According to geologists, the rock formations deep beneath North Dakota offer a safe place to store carbon. To do so, ethanol plants use a process called “carbon capture.” But then those plants need a pipeline to carry the carbon to North Dakota.

Summit Carbon Solutions plans to build a 2,000-mile pipeline across Iowa, Minnesota, Nebraska, and the Dakotas. When finished, this pipeline will collect pollution from 31 ethanol plants, capturing 12 million metric tons of CO2 per year. That’s the same amount of carbon produced by 2.6 million cars.

The catch? This pipeline will cost $4.5 billion.

Enter Harold Hamm, founder of oil drilling company Continental Resources. He announced that his company would invest $250 million in this groundbreaking pipeline. Oil companies such as Continental Resources also face pressure to reduce air pollution.
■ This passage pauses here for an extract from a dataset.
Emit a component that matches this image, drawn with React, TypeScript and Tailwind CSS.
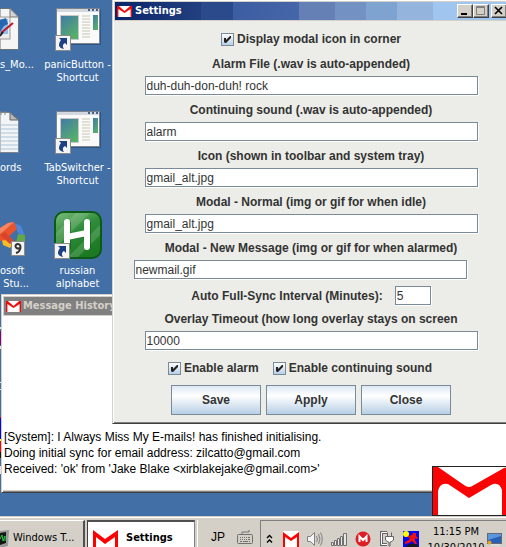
import React from "react";

const tahoma = "font-['DejaVu_Sans_Condensed','DejaVu_Sans',sans-serif]";
const arial = "font-['Liberation_Sans',sans-serif]";

function GmailIcon({ className }: { className: string }) {
  return (
    <svg viewBox="0 0 16 11" preserveAspectRatio="none" className={className} aria-hidden="true">
      <rect width="16" height="11" fill="#fff" />
      <path d="M0 0H2L8 5L14 0H16V11H14.5V3L8 7L1.5 3V11H0Z" fill="#f00a0a" />
    </svg>
  );
}

function ShortcutArrow() {
  return (
    <svg viewBox="0 0 16 16" className="absolute bottom-0 left-0 size-4" aria-hidden="true">
      <rect x=".5" y=".5" width="15" height="15" fill="#f4f4f4" stroke="#8b8b8b" />
      <path d="M4 3H12V10L10 8C8 9 7 11 9 14C3 13 3 9 6 5Z" fill="#1d3f83" />
    </svg>
  );
}

function AppShortcutIcon() {
  return (
    <div className="relative h-[43px] w-[46px]">
      <svg viewBox="0 0 46 43" className="h-[43px] w-[46px]" aria-hidden="true">
        <defs>
          <linearGradient id="pane" x2=".6" y2="1">
            <stop stopColor="#4478a8" />
            <stop offset="1" stopColor="#55b06a" />
          </linearGradient>
        </defs>
        <rect x="2" y="1" width="44" height="36" fill="#2d5586" />
        <rect x="1.5" y=".5" width="43" height="35" fill="#fafafa" stroke="#7c858c" />
        <rect x="2" y="1" width="42" height="3" fill="#d3d8df" />
        <path d="M33 2h2M37 2h2M41 2h2" stroke="#44618f" strokeWidth="2" />
        <rect x="5.500" y="7.500" width="18" height="24" fill="url(#pane)" stroke="#c8c8c8" />
        <path d="M27 8h8M27 11h8M27 14h8M27 17h8M27 20h8M27 23h8M27 26h8M27 29h8" stroke="#d8d8c8" strokeWidth="1.500" />
        <rect x="38" y="7" width="5" height="15" fill="url(#pane)" />
      </svg>
      <ShortcutArrow />
    </div>
  );
}

function AlphabetIcon() {
  return (
    <div className="relative size-12">
      <svg viewBox="0 0 48 48" className="size-12" aria-hidden="true">
        <defs>
          <linearGradient id="leaf" x2=".5" y2="1">
            <stop stopColor="#7cbf7c" />
            <stop offset=".5" stopColor="#2f8c3a" />
            <stop offset="1" stopColor="#1c7a24" />
          </linearGradient>
        </defs>
        <rect x="1" y="1" width="46" height="46" rx="9" fill="url(#leaf)" stroke="#0c5a14" strokeWidth="2" />
        <path d="M2 22L22 2H36L2 36ZM14 46L46 14V24L24 46Z" fill="#fff" opacity=".15" />
        <path d="M14 12V36M34 12V36M14 26L34 23" stroke="#0d4d14" strokeWidth="6" strokeLinecap="round" opacity=".5" />
        <path d="M13 11V36M33 11V36M13 26L33 22" stroke="#fff" strokeWidth="6" strokeLinecap="round" />
      </svg>
      <ShortcutArrow />
    </div>
  );
}

function ImageFileIcon() {
  return (
    <svg viewBox="0 0 20 43" className="h-[43px] w-5" aria-hidden="true">
      <path d="M0 .5H10L18.500 9V41.500H0Z" fill="#f5f5f5" stroke="#68727c" />
      <path d="M10 .5V9H18.500Z" fill="#d5d5d5" stroke="#777" />
      <rect x="-1" y="9" width="11" height="22" fill="#eee" stroke="#999" />
      <rect y="11" width="8" height="15" fill="#8fc1ea" />
      <path d="M0 12L6 10L8 16L4 18L0 24Z" fill="#2666b0" />
      <path d="M1 25L13 15" stroke="#c01828" strokeWidth="2" />
      <path d="M0 28L3 24" stroke="#222" strokeWidth="2" />
    </svg>
  );
}

function NotesIcon() {
  return (
    <svg viewBox="0 0 20 43" className="h-[43px] w-5" aria-hidden="true">
      <path d="M0 1.500H10L18.500 9V41.500H0Z" fill="#f2f4f6" stroke="#7c858c" />
      <path d="M10 1.500V9H18.500Z" fill="#b8b8b8" stroke="#666" />
      <path d="M0 14H18M0 18H18M0 22H18M0 26H18M0 30H18M0 34H18M0 38H18" stroke="#a9c5d8" />
      <path d="M1 0v4M5 0v4" stroke="#888" />
    </svg>
  );
}

function StudioIcon() {
  return (
    <svg viewBox="0 0 26 43" className="h-[43px] w-[26px]" aria-hidden="true">
      <path d="M14 9L21 12L25 22L18 19Z" fill="#4c86d8" />
      <path d="M18 20L25 21V31L16 29Z" fill="#62a845" />
      <path d="M2 26L8 23L14 28L10 34L3 31Z" fill="#f8bd24" />
      <path d="M0 14L8 9L14 8L17 15L5 26L0 27Z" fill="#e8532c" />
      <path d="M0 14L8 9L14 8L5 16L0 20Z" fill="#f58563" />
      <path d="M5 18L14 27L10 30L0 21Z" fill="#d9442a" />
      <rect x="11.500" y="27.500" width="13" height="14" fill="#f4f4f4" stroke="#8b8b8b" />
      <path d="M20 34C15 36 14 30 18 30S21 38 16 39" fill="none" stroke="#333" strokeWidth="2" />
    </svg>
  );
}

function DesktopIcon({ icon, lines, edge }: { icon: React.ReactNode; lines: string[]; edge?: boolean }) {
  return (
    <div className={`flex h-[103px] flex-col ${edge ? "items-start" : "items-center"}`}>
      <div className="flex h-12 items-center">{icon}</div>
      <div className={`whitespace-pre pt-[5px] text-[11px] leading-[13px] text-white ${edge ? "text-left" : "text-center"}`}>
        {lines.map((l) => (
          <div key={l}>{l}</div>
        ))}
      </div>
    </div>
  );
}

function Check({ id, label }: { id: string; label: string }) {
  return (
    <div className="flex items-center gap-[3px]">
      <div className="relative size-[13px]">
        <input
          id={id}
          type="checkbox"
          defaultChecked
          className="peer block size-[13px] appearance-none border border-[#7a8a99] bg-linear-to-b from-white to-[#b8cfe5]"
        />
        <svg viewBox="0 0 13 13" className="pointer-events-none absolute inset-0 hidden size-[13px] peer-checked:block" aria-hidden="true">
          <path d="M3 5H5V7L9 3H10V5L5 10H4L3 9Z" fill="#222" />
        </svg>
      </div>
      <label htmlFor={id} className="leading-4">{label}</label>
    </div>
  );
}

const inputStyle =
  "block h-[19px] rounded-none border border-[#7a8a99] bg-white px-px pt-px text-[12px] leading-4 font-normal text-[#333] shadow-[1px_1px_0_#fff] outline-none";

function Field({ id, label, value, shifted }: { id: string; label: string; value: string; shifted?: boolean }) {
  return (
    <div className="flex h-[46px] flex-col items-center">
      <label htmlFor={id} className="mb-1 leading-4">{label}</label>
      <div className={shifted ? "pr-[22px]" : ""}>
        <input id={id} defaultValue={value} className={`${inputStyle} w-[333px]`} />
      </div>
    </div>
  );
}

const captionButton =
  "flex h-[14px] w-4 items-center justify-center border border-t-white border-l-white border-r-[#404040] border-b-[#404040] bg-[#d4d0c8] shadow-[inset_-1px_-1px_0_#808080]";

function SettingsWindow() {
  return (
    <section className="absolute -top-px left-[112px] flex h-[425px] w-[398px] flex-col border border-t-[#d4d0c8] border-l-[#d4d0c8] border-r-[#404040] border-b-[#404040] bg-[#d4d0c8] p-px shadow-[inset_1px_1px_0_#fff,inset_-1px_-1px_0_#808080]">
      <header className="m-px flex h-[18px] shrink-0 items-center gap-[3px] bg-[linear-gradient(to_right,#0a246a_0%,#22407f_22%,#2a4a8b_22%,#2a4a8b_30%,#3d5da2_30%,#4566a8_47%,#6580b5_47%,#6580b5_56%,#7391c2_56%,#7391c2_64%,#7fa3d1_64%,#7fa3d1_72%,#94b4de_72%,#94b4de_81%,#a0c6f0_81%)] pl-0.5">
        <GmailIcon className="h-[11px] w-[15px]" />
        <h1 className={`${tahoma} flex-1 text-[11px] font-bold text-white`}>Settings</h1>
        <div className="flex">
          <button aria-label="Minimize" className={captionButton}>
            <svg viewBox="0 0 14 12" className="h-3 w-[14px]"><rect x="3" y="8" width="6" height="2" /></svg>
          </button>
          <button aria-label="Maximize" className={captionButton}>
            <svg viewBox="0 0 14 12" className="h-3 w-[14px]"><path d="M2.500 1.500H10.500V9.500H2.500ZM2 2.500H11" fill="none" stroke="#808080" /></svg>
          </button>
          <button aria-label="Close" className={`${captionButton} ml-0.5`}>
            <svg viewBox="0 0 14 12" className="h-3 w-[14px]"><path d="M3 2L10 9M10 2L3 9" stroke="#000" strokeWidth="1.600" /></svg>
          </button>
        </div>
      </header>
      <form className={`${arial} flex flex-1 flex-col bg-[#ecede8] text-[12px] font-bold text-[#333]`} onSubmit={(e) => e.preventDefault()}>
        <div className="flex h-[35px] shrink-0 justify-center pt-[10px]"><div><Check id="modal" label="Display modal icon in corner" /></div></div>
        <Field id="alarm-file" label="Alarm File (.wav is auto-appended)" value="duh-duh-don-duh! rock" />
        <Field id="continuing" label="Continuing sound (.wav is auto-appended)" value="alarm" />
        <Field id="icon" label="Icon (shown in toolbar and system tray)" value="gmail_alt.jpg" />
        <Field id="modal-normal" label="Modal - Normal (img or gif for when idle)" value="gmail_alt.jpg" />
        <Field id="modal-new" label="Modal - New Message (img or gif for when alarmed)" value="newmail.gif" shifted />
        <div className="flex h-[25px] items-start justify-center gap-3">
          <label htmlFor="interval" className="leading-5">Auto Full-Sync Interval (Minutes):</label>
          <input id="interval" defaultValue="5" className={`${inputStyle} w-9`} />
        </div>
        <Field id="timeout" label="Overlay Timeout (how long overlay stays on screen" value="10000" />
        <div className="flex h-7 items-start justify-center gap-[14px] pt-[3px] pr-[22px]">
          <Check id="enable-alarm" label="Enable alarm" />
          <Check id="enable-sound" label="Enable continuing sound" />
        </div>
        <div className="flex justify-center gap-[5px]">
          {["Save", "Apply", "Close"].map((t) => (
            <button key={t} type="button" className="h-[30px] w-[90px] border border-[#7a8a99] bg-linear-to-b from-[#dde8f3] via-white via-35% to-[#b8cfe5] font-bold">
              {t}
            </button>
          ))}
        </div>
      </form>
    </section>
  );
}

function HistoryWindow() {
  return (
    <section className="absolute top-[294px] left-px flex h-[199px] w-[560px] flex-col border border-t-[#d4d0c8] border-l-[#d4d0c8] border-b-[#404040] bg-[#d4d0c8] p-px shadow-[inset_1px_1px_0_#fff,inset_-1px_-1px_0_#808080]">
      <header className="m-px flex h-[18px] shrink-0 items-center gap-0.5 bg-[#808080] pl-0.5">
        <GmailIcon className="h-[11px] w-[15px]" />
        <h2 className={`${tahoma} text-[11px] font-bold text-[#d4d0c8]`}>Message History</h2>
      </header>
      <div className={`${arial} mb-px flex-1 bg-white pt-[113px] pl-px text-[12px] leading-4 text-black`}>
        <p>[System]: I Always Miss My E-mails! has finished initialising.</p>
        <p>Doing initial sync for email address: zilcatto@gmail.com</p>
        <p>Received: 'ok' from 'Jake Blake &lt;xirblakejake@gmail.com&gt;'</p>
      </div>
    </section>
  );
}

function Overlay() {
  return (
    <svg viewBox="0 0 76 50" className="absolute top-[466px] left-[432px] h-[50px] w-[76px]" role="img" aria-label="New mail">
      <rect x=".5" y=".5" width="77" height="49" fill="#fff" stroke="#222" />
      <path d="M1 1H6L32 19Q37 23 42 19L72 2L76 1V49H70V24Q67 15 59 19L37 32L16 18Q8 16 6 25V49H1Z" fill="#f80404" />
    </svg>
  );
}

function EdgeStrip() {
  return (
    <svg viewBox="0 0 2 200" className="absolute top-[294px] left-0 h-[200px] w-0.5" aria-hidden="true">
      <path d="M0 33h2v2H0zM0 52h2v3H0zM0 88h2v1H0zM0 95h2v1H0zM0 172h2v8H0z" fill="#e4e4e4" />
      <path d="M0 37h2v14H0z" fill="#800080" />
      <path d="M0 123h2v1H0zM0 147h2v11H0z" fill="#f00" />
      <path d="M0 124h2v21H0z" fill="#00f" />
      <path d="M0 145h2v2H0z" fill="#ff0" />
      <path d="M0 158h2v6H0z" fill="#111" />
    </svg>
  );
}

function Taskbar() {
  return (
    <footer className={`${tahoma} flex h-[31px] shrink-0 items-start overflow-hidden border-t border-[#d4d0c8] bg-[#d4d0c8] text-[11px] text-black shadow-[inset_0_1px_0_#fff]`}>
      <button className="mt-[3px] flex h-9 w-[85px] shrink-0 items-center gap-1 border-t border-r-2 border-t-white border-r-[#505050] whitespace-nowrap">
        <svg viewBox="0 0 9 18" className="h-[18px] w-[9px]" aria-hidden="true">
          <path d="M0 1L9 0L8 16L0 18Z" fill="#999" />
          <path d="M0 3L6 2V13L0 15Z" fill="#101810" />
          <path d="M0 9L2 5L3 11L5 6V11" fill="none" stroke="#24c848" />
        </svg>
        Windows T...
      </button>
      <button className="mt-[3px] ml-0.5 flex h-9 w-[108px] shrink-0 items-center gap-2 border border-t-2 border-t-[#505050] border-l-[#404040] border-r-[#808080] bg-white pl-[5px] font-bold">
        <svg viewBox="0 0 25 25" className="mt-2 size-[25px]" aria-hidden="true">
          <path d="M0 0L12 9L25 0V25H22V7L12 14L3 7V25H0Z" fill="#f00" />
        </svg>
        Settings
      </button>
      <div className="mt-[3px] ml-0.5 h-9 w-px bg-white" />
      <span className={`${arial} mt-3 ml-[13px] w-[26px] text-[12px] leading-4`}>JP</span>
      <svg viewBox="0 0 16 16" className="mt-3 size-4 shrink-0" fill="none" stroke="#707070" aria-hidden="true">
        <rect x=".5" y="5.500" width="15" height="9" rx="1" />
        <path d="M3 8.500h1M5 8.500h1M7 8.500h1M9 8.500h1M11 8.500h2M3 10.500h1M5 10.500h1M7 10.500h1M9 10.500h1M11 10.500h2M3 12.500h2M6 12.500h5M12 12.500h1M5 5V3H12V1" />
      </svg>
      <div className="mt-[3px] ml-[7px] flex h-9 flex-1 items-start overflow-hidden border-t border-l border-[#808080] pt-[10px] pl-[5px]">
        <svg viewBox="0 0 7 10" className="mt-[3px] h-[10px] w-[7px] shrink-0" fill="none" stroke="#000" strokeWidth="1.400" aria-hidden="true">
          <path d="M1 4L3.500 1.500L6 4M1 8.500L3.500 6L6 8.500" />
        </svg>
        <svg viewBox="0 0 16 16" className="ml-[10px] size-4 shrink-0" aria-hidden="true">
          <rect width="16" height="16" fill="#fff" />
          <path d="M0 1L8 7L16 1V16H14V6L8 10L2 6V16H0Z" fill="#f00" />
        </svg>
        <svg viewBox="0 0 16 16" className="ml-2 size-4 shrink-0" fill="none" stroke="#808080" aria-hidden="true">
          <path d="M.5 5.500H3.500L7.500 1.500V14.500L3.500 10.500H.5Z" fill="#f4f4f4" />
          <path d="M9.500 5Q11.500 8 9.500 11M11.500 3Q14.500 8 11.500 13M13.500 1.500Q17 8 13.500 14.500" />
        </svg>
        <svg viewBox="0 0 16 16" className="ml-2 size-4 shrink-0" fill="#e8e8e8" stroke="#707070" aria-hidden="true">
          <path d="M.5 11.500h2v3h-2zM3.500 9.500h2v5h-2zM6.500 7.500h2v7h-2zM9.500 5.500h2v9h-2zM12.500 2.500h3v12h-3z" />
        </svg>
        <svg viewBox="0 0 16 16" className="ml-2 size-4 shrink-0" aria-hidden="true">
          <circle cx="8" cy="8" r="7.500" fill="#e01c24" />
          <path d="M4.500 11V5.500L8 9L11.500 5.500V11" fill="none" stroke="#fff" strokeWidth="2" />
        </svg>
        <svg viewBox="0 0 16 16" className="ml-2 size-4 shrink-0" aria-hidden="true">
          <path d="M8 1.500H2.500V13.500H8" fill="none" stroke="#666" strokeWidth="3" />
          <path d="M8 1.500H2.500V13.500H8" fill="none" stroke="#fff" />
          <path d="M6.500 5.500H14.500V9L12 11H11V15H10V11H9L6.500 9ZM8.500 1.500V5M12.500 1.500V5" fill="#fff" stroke="#666" />
        </svg>
        <svg viewBox="0 0 16 16" className="ml-2 size-4 shrink-0" aria-hidden="true">
          <rect width="16" height="16" fill="#0808e8" />
          <circle cx="3" cy="3" r="3" fill="#ff0" />
          <path d="M10 2h3v3l2 2-1 1-2-1v2l2 4h-2l-3-3-3 2-4 1v-2l4-2 1-3-2 1V5l4-1Z" fill="#f01010" />
          <path d="M3 15Q8 11 15 14V16H3Z" fill="#181818" />
        </svg>
        <div className="-mt-[7px] ml-[10px] flex w-[54px] flex-col items-center leading-4 whitespace-nowrap">
          <span>11:15 PM</span>
          <span>10/30/2010</span>
        </div>
        <svg viewBox="0 0 16 14" className="mt-0.5 ml-1 h-[14px] w-4 shrink-0" aria-hidden="true">
          <rect x=".5" y=".5" width="14" height="10" fill="#2860b8" stroke="#667" />
          <path d="M1 7L14 3V1H1Z" fill="#5c96dc" />
          <path d="M4 12H13" stroke="#ddd" strokeWidth="2" />
          <circle cx="2.500" cy="9.500" r="2" fill="#e8a020" />
        </svg>
      </div>
    </footer>
  );
}

export default function App() {
  return (
    <div className="flex h-screen flex-col overflow-hidden bg-[#426fa6]">
      <main className="relative min-h-0 flex-1 overflow-hidden">
        <div className={`${tahoma} flex pt-[5px]`}>
          <div className="w-10">
            <DesktopIcon edge icon={<ImageFileIcon />} lines={["s_Mo..."]} />
            <DesktopIcon edge icon={<NotesIcon />} lines={["ords"]} />
            <DesktopIcon edge icon={<StudioIcon />} lines={["osoft", " Stu..."]} />
          </div>
          <div className="w-[75px]">
            <DesktopIcon icon={<AppShortcutIcon />} lines={["panicButton -", "Shortcut"]} />
            <DesktopIcon icon={<AppShortcutIcon />} lines={["TabSwitcher -", "Shortcut"]} />
            <DesktopIcon icon={<AlphabetIcon />} lines={["russian", "alphabet"]} />
          </div>
        </div>
        <EdgeStrip />
        <HistoryWindow />
        <SettingsWindow />
        <Overlay />
      </main>
      <Taskbar />
    </div>
  );
}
“We feel it’s the right thing to do at the right time,” says Mr. Hamm. “Carbon capture and storage is going to be more and more important every day as we go forward in America.”

But not everyone agrees. Some worry about what would happen if the pipeline springs a leak. Could those chemicals seep into local drinking water? Some environmental activists don’t think the project goes far enough. They want companies to stop producing carbon altogether.

Also, where does Summit Carbon Solutions plan to find the land for the states-long pipeline? The pipeline must cross miles of private property.

Summit can pay property owners for easements. Easements give someone the legal right to use your property. But what if property owners don’t want to sell those rights?

That’s when big businesses like Summit ask the government for help. The government can use a power called eminent domain to force property owners to sell land rights. Those property owners don’t always agree on the price.

Summit plans to start running the new pipeline in 2024.

Why? It’s good for big companies to act responsibly toward the world God created. But sometimes solutions to pollution create their own problems.